■ **Requirement**: Find the string "page" in the data, then copy every line where it is found.

□ □ □ □ □ □ □

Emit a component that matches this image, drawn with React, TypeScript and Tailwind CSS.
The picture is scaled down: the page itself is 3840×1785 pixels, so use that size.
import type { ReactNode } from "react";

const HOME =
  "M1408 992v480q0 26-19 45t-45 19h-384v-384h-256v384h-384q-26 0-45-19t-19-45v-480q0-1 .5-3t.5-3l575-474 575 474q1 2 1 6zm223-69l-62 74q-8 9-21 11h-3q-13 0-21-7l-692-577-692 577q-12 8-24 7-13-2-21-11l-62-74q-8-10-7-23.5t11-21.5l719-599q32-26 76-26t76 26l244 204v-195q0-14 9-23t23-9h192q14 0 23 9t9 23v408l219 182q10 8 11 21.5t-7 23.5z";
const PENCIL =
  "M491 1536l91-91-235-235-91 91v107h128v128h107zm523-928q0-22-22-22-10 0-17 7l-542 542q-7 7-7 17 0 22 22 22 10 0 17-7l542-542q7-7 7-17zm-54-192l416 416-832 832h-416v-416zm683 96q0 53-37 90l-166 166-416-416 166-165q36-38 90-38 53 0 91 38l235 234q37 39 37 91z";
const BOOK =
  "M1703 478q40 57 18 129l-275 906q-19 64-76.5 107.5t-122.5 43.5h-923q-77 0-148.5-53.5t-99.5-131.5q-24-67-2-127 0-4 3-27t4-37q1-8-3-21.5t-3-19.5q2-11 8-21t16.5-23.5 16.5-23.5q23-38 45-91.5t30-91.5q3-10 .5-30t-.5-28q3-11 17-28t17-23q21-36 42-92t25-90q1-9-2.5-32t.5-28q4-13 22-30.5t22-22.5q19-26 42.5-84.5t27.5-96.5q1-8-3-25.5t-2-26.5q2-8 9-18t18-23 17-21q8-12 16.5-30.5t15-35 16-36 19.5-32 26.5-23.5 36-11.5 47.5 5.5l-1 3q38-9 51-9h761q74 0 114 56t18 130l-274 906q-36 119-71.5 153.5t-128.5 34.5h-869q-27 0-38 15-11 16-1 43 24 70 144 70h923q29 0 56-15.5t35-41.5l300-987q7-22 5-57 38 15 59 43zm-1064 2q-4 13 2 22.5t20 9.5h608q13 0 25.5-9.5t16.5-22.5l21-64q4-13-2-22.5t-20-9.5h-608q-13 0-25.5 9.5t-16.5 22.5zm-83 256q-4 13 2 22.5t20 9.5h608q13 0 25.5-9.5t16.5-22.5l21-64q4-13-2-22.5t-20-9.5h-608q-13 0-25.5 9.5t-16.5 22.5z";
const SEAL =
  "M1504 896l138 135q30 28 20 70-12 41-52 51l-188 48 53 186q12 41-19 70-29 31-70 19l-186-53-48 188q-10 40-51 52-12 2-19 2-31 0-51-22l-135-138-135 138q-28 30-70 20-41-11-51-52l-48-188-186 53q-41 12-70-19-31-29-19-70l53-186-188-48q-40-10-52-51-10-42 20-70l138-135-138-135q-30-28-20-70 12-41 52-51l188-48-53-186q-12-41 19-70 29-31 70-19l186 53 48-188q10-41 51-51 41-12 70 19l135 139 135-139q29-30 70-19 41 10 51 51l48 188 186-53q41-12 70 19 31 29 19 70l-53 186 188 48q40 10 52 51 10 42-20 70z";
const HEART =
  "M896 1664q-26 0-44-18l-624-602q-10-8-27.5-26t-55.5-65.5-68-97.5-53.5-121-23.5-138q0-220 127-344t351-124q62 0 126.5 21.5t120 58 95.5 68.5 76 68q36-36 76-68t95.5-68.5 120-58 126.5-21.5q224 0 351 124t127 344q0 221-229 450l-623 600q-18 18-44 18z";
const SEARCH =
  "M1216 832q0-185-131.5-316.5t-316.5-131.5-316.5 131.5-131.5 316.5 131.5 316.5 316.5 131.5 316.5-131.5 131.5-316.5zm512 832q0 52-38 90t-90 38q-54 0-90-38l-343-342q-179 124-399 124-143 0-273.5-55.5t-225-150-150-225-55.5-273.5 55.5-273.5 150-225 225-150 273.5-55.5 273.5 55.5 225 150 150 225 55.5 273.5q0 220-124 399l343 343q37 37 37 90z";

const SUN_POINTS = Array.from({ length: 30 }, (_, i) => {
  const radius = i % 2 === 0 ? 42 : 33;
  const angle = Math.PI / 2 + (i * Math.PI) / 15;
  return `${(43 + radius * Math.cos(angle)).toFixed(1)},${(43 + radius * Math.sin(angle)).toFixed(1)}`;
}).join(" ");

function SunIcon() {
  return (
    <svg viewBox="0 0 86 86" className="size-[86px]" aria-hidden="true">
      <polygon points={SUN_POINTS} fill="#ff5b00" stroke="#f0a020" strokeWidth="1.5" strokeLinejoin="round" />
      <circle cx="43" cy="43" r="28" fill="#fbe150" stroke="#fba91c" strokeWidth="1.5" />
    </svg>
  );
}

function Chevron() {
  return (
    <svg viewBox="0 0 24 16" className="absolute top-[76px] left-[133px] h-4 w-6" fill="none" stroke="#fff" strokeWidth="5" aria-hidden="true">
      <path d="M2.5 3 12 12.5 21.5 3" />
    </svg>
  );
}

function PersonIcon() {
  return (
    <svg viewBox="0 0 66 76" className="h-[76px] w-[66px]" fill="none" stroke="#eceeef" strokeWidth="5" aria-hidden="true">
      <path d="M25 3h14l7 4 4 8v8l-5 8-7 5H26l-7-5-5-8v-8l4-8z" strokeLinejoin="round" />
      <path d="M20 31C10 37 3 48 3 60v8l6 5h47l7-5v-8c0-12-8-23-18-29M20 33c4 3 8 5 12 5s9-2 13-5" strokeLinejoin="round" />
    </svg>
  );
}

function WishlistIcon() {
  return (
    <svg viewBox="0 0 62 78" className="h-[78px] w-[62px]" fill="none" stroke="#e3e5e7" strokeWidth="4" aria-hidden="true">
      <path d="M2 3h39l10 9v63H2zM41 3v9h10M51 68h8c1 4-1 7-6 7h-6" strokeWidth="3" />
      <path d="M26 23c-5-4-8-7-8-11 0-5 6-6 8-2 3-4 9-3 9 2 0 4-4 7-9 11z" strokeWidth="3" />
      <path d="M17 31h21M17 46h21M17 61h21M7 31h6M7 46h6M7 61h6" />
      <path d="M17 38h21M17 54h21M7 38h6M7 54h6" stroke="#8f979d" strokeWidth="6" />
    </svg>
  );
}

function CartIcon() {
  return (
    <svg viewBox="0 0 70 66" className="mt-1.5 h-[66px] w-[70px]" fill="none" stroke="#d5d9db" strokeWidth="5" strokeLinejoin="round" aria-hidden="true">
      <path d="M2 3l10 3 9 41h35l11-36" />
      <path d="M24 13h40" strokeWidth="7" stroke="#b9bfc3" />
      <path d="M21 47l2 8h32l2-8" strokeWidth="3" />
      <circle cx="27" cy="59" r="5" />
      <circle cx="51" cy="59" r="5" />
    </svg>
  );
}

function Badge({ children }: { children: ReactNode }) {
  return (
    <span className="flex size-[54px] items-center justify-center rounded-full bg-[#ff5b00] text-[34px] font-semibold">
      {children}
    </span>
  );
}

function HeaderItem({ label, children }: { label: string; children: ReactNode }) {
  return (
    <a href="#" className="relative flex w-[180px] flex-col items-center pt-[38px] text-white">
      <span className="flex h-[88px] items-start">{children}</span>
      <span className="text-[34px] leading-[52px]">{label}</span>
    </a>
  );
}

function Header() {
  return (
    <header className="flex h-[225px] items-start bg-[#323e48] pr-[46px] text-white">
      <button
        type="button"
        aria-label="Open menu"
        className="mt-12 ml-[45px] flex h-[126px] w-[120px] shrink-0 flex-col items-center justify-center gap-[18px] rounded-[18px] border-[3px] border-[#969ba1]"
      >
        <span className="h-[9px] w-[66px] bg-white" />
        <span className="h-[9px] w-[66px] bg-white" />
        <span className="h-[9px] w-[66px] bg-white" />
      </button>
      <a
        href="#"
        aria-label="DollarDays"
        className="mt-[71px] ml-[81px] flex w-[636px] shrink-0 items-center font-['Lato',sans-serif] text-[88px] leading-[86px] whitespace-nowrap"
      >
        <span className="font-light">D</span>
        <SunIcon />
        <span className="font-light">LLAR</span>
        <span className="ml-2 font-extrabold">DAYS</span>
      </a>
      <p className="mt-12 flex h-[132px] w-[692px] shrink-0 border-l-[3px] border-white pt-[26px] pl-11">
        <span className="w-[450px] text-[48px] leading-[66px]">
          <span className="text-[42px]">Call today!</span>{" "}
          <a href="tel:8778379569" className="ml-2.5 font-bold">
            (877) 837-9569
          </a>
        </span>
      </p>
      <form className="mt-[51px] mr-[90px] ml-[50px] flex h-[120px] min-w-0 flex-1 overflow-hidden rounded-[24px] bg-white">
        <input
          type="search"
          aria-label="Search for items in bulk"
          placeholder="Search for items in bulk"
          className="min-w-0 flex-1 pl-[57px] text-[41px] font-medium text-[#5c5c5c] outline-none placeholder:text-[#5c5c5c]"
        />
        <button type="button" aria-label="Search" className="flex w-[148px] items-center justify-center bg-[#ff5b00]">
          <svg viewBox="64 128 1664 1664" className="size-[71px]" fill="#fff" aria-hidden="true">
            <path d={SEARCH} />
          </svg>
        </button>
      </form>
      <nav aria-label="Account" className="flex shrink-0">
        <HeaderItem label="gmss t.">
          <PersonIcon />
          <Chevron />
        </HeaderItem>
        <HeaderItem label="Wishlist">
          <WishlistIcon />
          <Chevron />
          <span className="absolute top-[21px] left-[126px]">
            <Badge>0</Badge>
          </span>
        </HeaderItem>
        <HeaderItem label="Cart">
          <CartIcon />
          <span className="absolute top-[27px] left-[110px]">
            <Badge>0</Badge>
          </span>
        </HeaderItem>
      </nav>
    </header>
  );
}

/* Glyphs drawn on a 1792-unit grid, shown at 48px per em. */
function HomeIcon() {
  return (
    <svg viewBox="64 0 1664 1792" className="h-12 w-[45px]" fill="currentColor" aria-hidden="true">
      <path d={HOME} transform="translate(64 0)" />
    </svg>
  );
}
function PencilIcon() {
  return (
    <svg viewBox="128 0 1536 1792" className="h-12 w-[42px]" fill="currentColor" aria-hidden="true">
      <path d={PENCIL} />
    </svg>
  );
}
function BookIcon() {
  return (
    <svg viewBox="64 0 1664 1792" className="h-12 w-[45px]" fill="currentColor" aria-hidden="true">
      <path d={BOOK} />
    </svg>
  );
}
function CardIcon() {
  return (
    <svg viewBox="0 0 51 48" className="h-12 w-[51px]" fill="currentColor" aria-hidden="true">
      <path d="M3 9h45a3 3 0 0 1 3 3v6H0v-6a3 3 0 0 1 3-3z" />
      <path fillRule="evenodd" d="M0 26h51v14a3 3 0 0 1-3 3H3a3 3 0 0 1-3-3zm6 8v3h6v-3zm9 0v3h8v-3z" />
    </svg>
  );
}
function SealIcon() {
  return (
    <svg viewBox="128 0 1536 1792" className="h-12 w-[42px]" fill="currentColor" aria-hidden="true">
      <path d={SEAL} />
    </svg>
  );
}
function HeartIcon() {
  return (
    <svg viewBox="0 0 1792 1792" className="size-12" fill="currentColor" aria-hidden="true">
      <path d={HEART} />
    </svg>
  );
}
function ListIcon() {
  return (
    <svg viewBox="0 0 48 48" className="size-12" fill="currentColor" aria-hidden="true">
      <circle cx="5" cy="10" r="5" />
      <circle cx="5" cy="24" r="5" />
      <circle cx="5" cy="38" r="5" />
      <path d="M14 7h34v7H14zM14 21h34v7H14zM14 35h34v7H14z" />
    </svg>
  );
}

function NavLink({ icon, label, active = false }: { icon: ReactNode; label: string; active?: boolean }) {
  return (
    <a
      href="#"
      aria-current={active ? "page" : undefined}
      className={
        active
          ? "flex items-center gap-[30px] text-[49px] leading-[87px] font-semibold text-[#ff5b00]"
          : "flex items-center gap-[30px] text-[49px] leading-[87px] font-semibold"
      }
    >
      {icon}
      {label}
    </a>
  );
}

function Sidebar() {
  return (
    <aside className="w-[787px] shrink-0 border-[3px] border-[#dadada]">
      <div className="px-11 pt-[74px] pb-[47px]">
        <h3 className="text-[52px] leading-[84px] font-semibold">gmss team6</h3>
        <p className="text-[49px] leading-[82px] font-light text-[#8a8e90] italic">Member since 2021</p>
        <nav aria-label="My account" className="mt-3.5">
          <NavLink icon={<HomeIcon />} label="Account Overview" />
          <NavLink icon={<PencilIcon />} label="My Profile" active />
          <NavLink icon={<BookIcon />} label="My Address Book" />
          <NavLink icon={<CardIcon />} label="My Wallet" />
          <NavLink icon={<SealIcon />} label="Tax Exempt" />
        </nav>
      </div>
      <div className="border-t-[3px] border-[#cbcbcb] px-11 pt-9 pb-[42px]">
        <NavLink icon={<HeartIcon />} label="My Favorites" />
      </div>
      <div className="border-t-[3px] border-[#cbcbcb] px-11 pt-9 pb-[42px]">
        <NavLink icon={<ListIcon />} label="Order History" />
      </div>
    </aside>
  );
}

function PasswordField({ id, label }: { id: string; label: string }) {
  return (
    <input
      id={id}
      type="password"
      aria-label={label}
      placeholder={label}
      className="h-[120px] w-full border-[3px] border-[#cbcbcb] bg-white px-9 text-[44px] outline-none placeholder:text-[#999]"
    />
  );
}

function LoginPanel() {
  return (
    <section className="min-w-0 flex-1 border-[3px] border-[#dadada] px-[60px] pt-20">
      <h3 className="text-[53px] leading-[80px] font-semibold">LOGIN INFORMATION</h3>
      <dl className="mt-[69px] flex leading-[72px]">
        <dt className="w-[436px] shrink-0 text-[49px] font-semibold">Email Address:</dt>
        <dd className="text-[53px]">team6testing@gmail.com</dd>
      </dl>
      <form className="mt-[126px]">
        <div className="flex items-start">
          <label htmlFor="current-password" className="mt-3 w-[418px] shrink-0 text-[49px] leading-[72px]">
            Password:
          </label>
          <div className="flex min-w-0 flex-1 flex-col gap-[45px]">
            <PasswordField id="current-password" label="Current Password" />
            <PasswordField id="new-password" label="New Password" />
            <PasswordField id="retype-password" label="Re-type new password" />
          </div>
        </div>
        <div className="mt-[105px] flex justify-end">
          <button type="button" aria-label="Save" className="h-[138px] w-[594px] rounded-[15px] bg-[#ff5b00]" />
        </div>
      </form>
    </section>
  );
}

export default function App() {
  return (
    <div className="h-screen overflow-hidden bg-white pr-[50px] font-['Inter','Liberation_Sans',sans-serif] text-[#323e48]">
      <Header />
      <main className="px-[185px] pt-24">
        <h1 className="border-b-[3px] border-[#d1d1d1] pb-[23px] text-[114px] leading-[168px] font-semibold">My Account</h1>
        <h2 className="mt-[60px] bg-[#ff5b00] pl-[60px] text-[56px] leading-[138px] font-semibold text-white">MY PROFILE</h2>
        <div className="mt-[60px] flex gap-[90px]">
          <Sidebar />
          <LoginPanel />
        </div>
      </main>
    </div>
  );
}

□ □ □ □ □ □ □

■ **Answer to this task**:
The picture is scaled down: the page itself is 3840×1785 pixels, so use that size.
      aria-current={active ? "page" : undefined}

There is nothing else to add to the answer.